Pic 1 Canadians with Hearing Disability - Statistics Canada, (2019)
According to Statistics Canada, over 1.3 million or 5% of Canadians aged 15 years and over have a hearing disability, which shows that there are many potential audiences for this topic.
However, what have been done is far from enough. Most music platforms haven’t paid enough attention to the inclusiveness for hearing-impaired users.
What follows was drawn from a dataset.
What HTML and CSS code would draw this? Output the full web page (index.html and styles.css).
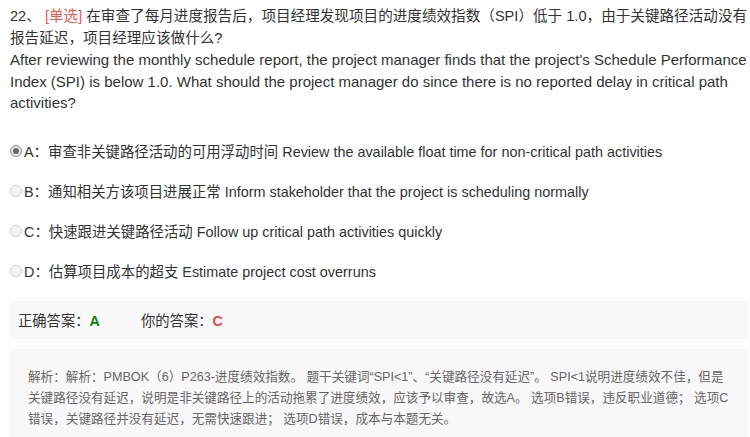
FILE: index.html
```html
<!DOCTYPE html>
<html lang="zh">
<head>
<meta charset="utf-8">
<link rel="stylesheet" href="styles.css">
</head>
<body>
<div class="page">
  <div class="question">
    <p class="q-cn">22、 <span class="q-type">[单选]</span> 在审查了每月进度报告后，项目经理发现项目的进度绩效指数（SPI）低于 1.0，由于关键路径活动没有报告延迟，项目经理应该做什么?</p>
    <p class="q-en">After reviewing the monthly schedule report, the project manager finds that the project's Schedule Performance Index (SPI) is below 1.0. What should the project manager do since there is no reported delay in critical path activities?</p>
  </div>
  <ul class="options">
    <li class="option"><span class="radio checked"></span><span class="opt-text">A：审查非关键路径活动的可用浮动时间 Review the available float time for non-critical path activities</span></li>
    <li class="option"><span class="radio"></span><span class="opt-text">B：通知相关方该项目进展正常 Inform stakeholder that the project is scheduling normally</span></li>
    <li class="option"><span class="radio"></span><span class="opt-text">C：快速跟进关键路径活动 Follow up critical path activities quickly</span></li>
    <li class="option"><span class="radio"></span><span class="opt-text">D：估算项目成本的超支 Estimate project cost overruns</span></li>
  </ul>
  <div class="answer-box">
    <span class="ans-item">正确答案：<b class="ans-right">A</b></span>
    <span class="ans-item">你的答案：<b class="ans-wrong">C</b></span>
  </div>
  <div class="analysis">
    <p>解析：解析：PMBOK（6）P263-进度绩效指数。 题干关键词“SPI&lt;1”、“关键路径没有延迟”。 SPI&lt;1说明进度绩效不佳，但是关键路径没有延迟，说明是非关键路径上的活动拖累了进度绩效，应该予以审查，故选A。 选项B错误，违反职业道德； 选项C错误，关键路径并没有延迟，无需快速跟进； 选项D错误，成本与本题无关。</p>
  </div>
</div>
</body>
</html>
```

FILE: styles.css
```css
* { box-sizing: border-box; }
html, body { margin: 0; padding: 0; background: #fff; }
body {
  font-family: "Liberation Sans", "Noto Sans CJK SC", sans-serif;
  color: #333;
  font-size: 14px;
}
.page {
  padding: 6px 2px 0 10px;
}
.question p {
  margin: 0;
  font-size: 15px;
  line-height: 21.5px;
}
.question .q-cn { font-size: 14.6px; }
.q-type { color: #ee5a4f; }
.options {
  list-style: none;
  margin: 18px 0 0 0;
  padding: 0;
}
.option {
  display: flex;
  align-items: center;
  height: 40px;
  line-height: 20px;
  font-size: 14.4px;
}
.radio {
  width: 12px;
  height: 12px;
  border-radius: 50%;
  border: 1px solid #d0d0d0;
  background: #f4f4f4;
  margin-right: 2px;
  flex: none;
  position: relative;
  top: -1px;
}
.radio.checked {
  border-color: #8a8a8a;
  background: #e8e8e8;
  display: flex;
  align-items: center;
  justify-content: center;
}
.radio.checked::after {
  content: "";
  width: 6px;
  height: 6px;
  border-radius: 50%;
  background: #666;
}
.answer-box {
  margin-top: 9px;
  height: 38px;
  background: #f8f8f8;
  display: flex;
  align-items: center;
  padding-left: 8px;
  font-size: 14.3px;
}
.ans-item { width: 123px; }
.ans-right { color: #0d8a0d; font-weight: bold; }
.ans-wrong { color: #f04646; font-weight: bold; }
.analysis {
  margin-top: 10px;
  background: #f8f8f8;
  padding: 18px 16px 20px 18px;
  min-height: 100px;
}
.analysis p {
  margin: 0;
  font-size: 12.6px;
  line-height: 21px;
  color: #666;
}
```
And the common existing way to help them listen to music is specially-made hearing aids, but it is too expensive for most people to afford, and doesn’t work well in live music performance.
- Lack of understanding of the d/Deaf and hard of hearing individuals’ preferences
- Lack of research focusing on the perceptual and cognitive perspectives of translating music into multi-sensory format (some ways translating music into other senses like visual displays may be inaccurate and confusing for the audiences)
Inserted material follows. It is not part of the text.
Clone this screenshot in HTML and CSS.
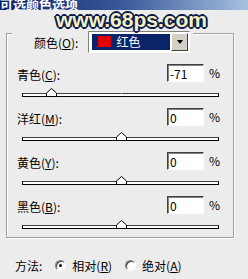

- Little research has specifically addressed the question of how to optimise the musical experience for the d/Deaf and hard of hearing (Nanayakkara et al. ,2013)
Music is important physically, emotionally, intellectually, socially, and spiritually for everyone (Petress, 2005) and hearing impairment can prevent people from enjoying music, but the question of how to optimize the d/Deaf and hard of hearing individuals’ musical experience didn’t aroused enough attention.
Watkins, C. S. (2017). The deaf perspective: A content analysis study to determine deaf and hard-of-hearing individuals’ perceptions and attitudes towards music (Order No. 10641127). Available from ProQuest Dissertations & Theses Global. (2018301500). Retrieved from http://myaccess.library.utoronto.ca/login?url=https://search-proquest-com.myaccess.library.utoronto.ca/docview/2018301500?accountid=14771
Statistics Canada (2019). Canadians with a Hearing Disability. Statistics Canada Catalogue no. 11-627-M. Ottawa. Version updated May 2019. Ottawa. Retrieved from https://www150.statcan.gc.ca/n1/pub/11-627-m/11-627-m2019025-eng.htm
Nanayakkara, S., Wyse, L., Ong, S. H., & Taylor, E. (2013). Enhancing Musical Experience for the Hearing-Impaired Using Visual and Haptic Displays. Human-Computer Interaction, 28(2), 115–160. https://doi.org/10.1080/07370024.2012.697006
Petress, K. (2005). The Importance of Music Education. Education, 126(1).